Unlike some of their non-Chinese counterparts, Metro Vancouver Chinese restaurants experienced no significant business uptick provided by the lulls between COVID waves in late 2020 and early 2021. And they now fear that the damage to their industry may continue even after the circuit-breaker instituted in late March is lifted to allow dine-in service again.
“Honestly, even before [the circuit-breaker in] March, the allowance for dine-in didn’t do much for us,” said James Liu, whose Marina Bay Restaurant overlooking Alexandra Road in Richmond has been a local institution for years. “People are still afraid to dine out. And the limit of having six people at a table doesn’t go well with our business model.”
Liu estimates an overall business decline of between 70% and 80% since the start of 2020, and a pre-COVID staff of up to 40 has been cut to “single-digits” to reduce costs and wait out the pandemic.
Marina Bay isn’t alone in its experience.
William Tse, director of the BC Asian Restaurant Café Owners Association, said as many as 15% of the group’s member restaurants have closed permanently or changed ownership since the pandemic started.
Tse said he is pessimistic that business will quickly return to Chinese restaurants when the circuit-breaker is removed.
“What we want is just for everyone to hang in there, get vaccinated and eliminate new cases and outbreaks the best we can. Nothing short of that is going to make a difference for us, because even if we can open dine-in again, the same issues hurting our business will still be there.”
COVID-19’s impact on Chinese restaurants began even before the official shutdown in March 2020. That’s because Chinese community groups cancelled banquets and Lunar New Year celebrations starting in January, when the outbreak began in Wuhan, China.
The lull in business continued as the Chinese-Canadian community stayed away from dining out collectively into February and March, causing Tse and his group to appear at a news conference pleading for people to stop avoiding Chinese restaurants.
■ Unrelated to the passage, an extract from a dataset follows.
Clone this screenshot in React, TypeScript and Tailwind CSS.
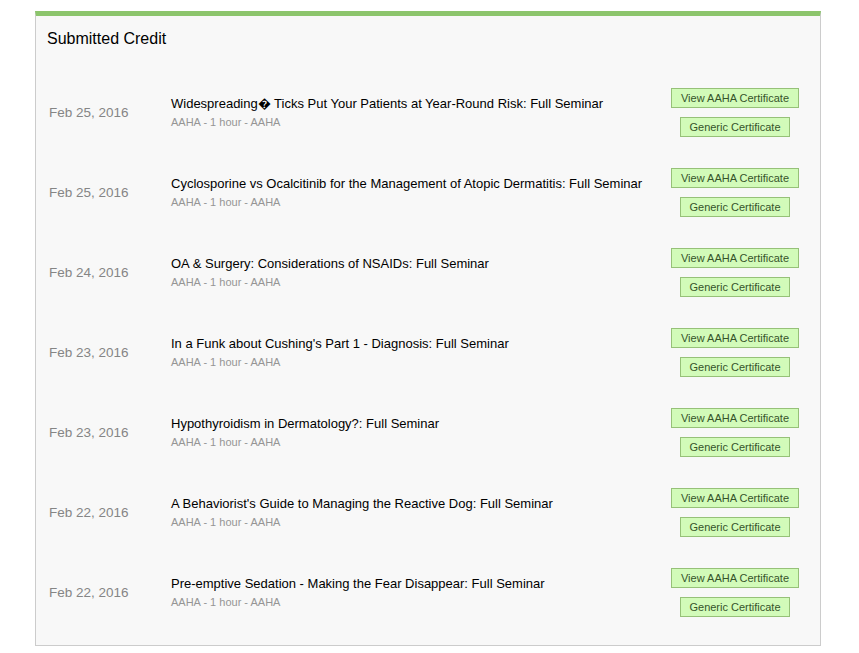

This was almost a full month before all restaurants were forced to close their doors to dine-in customers in mid-March 2020.
That Chinese restaurants saw dramatic business downturns two months earlier meant it was more complicated for owners to show government their losses year over year to qualify for emergency support benefits. And when dine-in returned a few months later, Chinese restaurants saw what they will likely see again when B.C. lifts the circuit-breaker: customers did not return in numbers comparable to those at non-Chinese establishments.
Among the reasons for the difference are Chinese diners’ aversion to outdoor dining, their penchant for extended family dinners covering more than one household and a culture of fear around viruses in recent years.
“How many Chinese restaurants you know have a patio?” Tse asked. “The biggest difference for Chinese dining is that it’s an event. Parents who don’t live with their children and grandchildren can all get together once a week or once a month.… These groups are at least 10 people in size. Nobody has a family dinner with only six people.”
Many restaurants, Tse added, ventured into delivery platforms like Uber Eats and DoorDash for the first time.
The results, however, have been mixed; restaurants get a smaller portion of the profits from such platforms versus dine-in, and it is impossible to replicate the family-dining experience of a large Chinese dinner when households were told to invite family members over.
Local chef Matthew Murtagh-Wu has been one of the luckier ones. His Dumpling King business, which delivers hand-made dumplings to customers for them to cook at home, benefited by not having the rent and labour costs of a traditional restaurant. But Murtagh-Wu said he feels the same pressure that many Chinese restaurants face: a reluctance from older Chinese-Canadians, the stalwart consumer demographic for Chinese dining, to do anything that may even hint at possible exposure to COVID-19.
“There’s a cultural fear of eating out right now, which the Chinese-Canadian community is hyper-sensitive to,” Murtagh-Wu said. “They lived through SARS and several other bouts of disruptions created by disease in the last few decades. So it’s hard to remove that fear from the back of their minds.”
Tse said people in government and the community need to be aware that Metro Vancouver’s Chinese cuisine enjoys a pristine reputation internationally – to the point where tourists often cite dining as one of the main reasons for visiting during normal times. He added that, given the scale of Chinese dining, the restaurants support a wide range of agrifood producers and suppliers, as well as many support-services jobs that may all now be at risk of not returning post-COVID.
“There needs to be consistent messaging from the government that it is safe to go out to eat,” Murtagh-Wu said. “There also needs to be a longer time period where people aren’t catching COVID. Going out to eat isn’t sexy when you are worried about dying... And the habits and thought processes of people about dining [are] going to be the hardest to change.”